The shoot was part of The History Channel’s series, “Battlefield Detectives” to be aired in December. The film explores what happened at

Shiloh on April 6-7, 1862.

Neely and his brother, John, of

Anniston, appeared as actors in the series.

John Neely is a professional actor having appeared in over 70 films. Richard Neely was a volunteer actor in previous films at the Antietam and

Gettysburg battle fields, but the

Shiloh shoot was the first time he was categorized as a professional actor and paid for his services.

Shiloh was a bloody two days that claimed over 23,000 casualties.

Confederate General Albert Sidney Johnston died on the first day of battle, and the Union forces under Generals Grant and

Sherman prevailed.

According to the Houghton Mifflin college text website, the carnage of

Shiloh served as “a grim warning to the

United States and the Confederacy that they faced a long and desperate war.”

“The National Park Service had set up eight Sibley tents for us on one of the union campsites,” Neely said.

“The park rangers told us that we were the first people who had been allowed to camp on the actual battlefield since the war and so we felt especially honored.”

Neely said he was honored as well to retrace the footsteps of both of his grandfathers who fought at Shiloh.

“William Calhoun Forman was in the 18th Alabama Infantry and John Rufus Neely was in the 51st Alabama Partisan Rangers,” Neely said.

“It was a great feeling to walk on the very ground over which the regiment had advanced.

I’ve read that when the 18th reached that deadly part of the battlefield they were out of ammunition and charged in waving their D guard knives.”

In addition to his acting in the battlefield scenes, Neely had the responsibility of playing retreat and taps on the bugle.

“Less popular with the actors was my duty to reveille the camps each morning at 6:00,” he said.

The actors slept in tents and perspired in their period wool uniforms in the warm air of September, but other problems plagued them, Neely said.

“Uniforms ripped, cartridge boxes and belts broke and rifles got clogged with black powder residue and became unfireable.

“All the problems that the soldiers of that war experienced in the field actually happened to us,” he said.

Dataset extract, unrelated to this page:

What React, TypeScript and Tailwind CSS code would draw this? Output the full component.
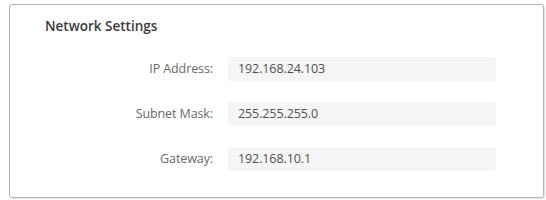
import React from "react";

const rows = [
  { label: "IP Address:", value: "192.168.24.103" },
  { label: "Subnet Mask:", value: "255.255.255.0" },
  { label: "Gateway:", value: "192.168.10.1" },
];

export default function App() {
  return (
    <div
      className="w-[546px] h-[200px] bg-white pl-[9px] pt-[4px]"
      style={{ fontFamily: '"Open Sans", "Noto Sans", sans-serif' }}
    >
      <div className="w-[535px] h-[194px] border border-[#b3b3b3] rounded-[3px] shadow-[1px_1px_1px_rgba(0,0,0,0.12)] bg-white pl-[35px] pt-[12px]">
        <div className="text-[13.5px] leading-[18px] font-semibold text-[#3a3a3a]">
          Network Settings
        </div>
        <div className="mt-[22px] flex flex-col gap-[21px]">
          {rows.map((r) => (
            <div key={r.label} className="flex items-center h-[24px]">
              <div className="w-[168px] text-right text-[12.5px] text-[#6a6a6a] tracking-[-0.1px]">
                {r.label}
              </div>
              <div className="ml-[15px] w-[268px] h-[24px] bg-[#f5f5f5] rounded-[2px] flex items-center pl-[10px] text-[12.5px] text-[#505050] tracking-[-0.1px]">
                {r.value}
              </div>
            </div>
          ))}
        </div>
      </div>
    </div>
  );
}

When asked what motivated him to participate in such a grueling event, Neely said he’s been deeply interested in the Civil War from an early age.

“I grew up with people who were children of soldiers who fought in the war,” he said. “I was absorbed in the stories they told.”

John Neely continues his acting career having contracted with The History Channel to participate in a 16-part series on the Revolutionary War.

Richard Neely is back in the classroom and enjoys sharing his experiences with students in his popular “Civil War and Reconstruction” course.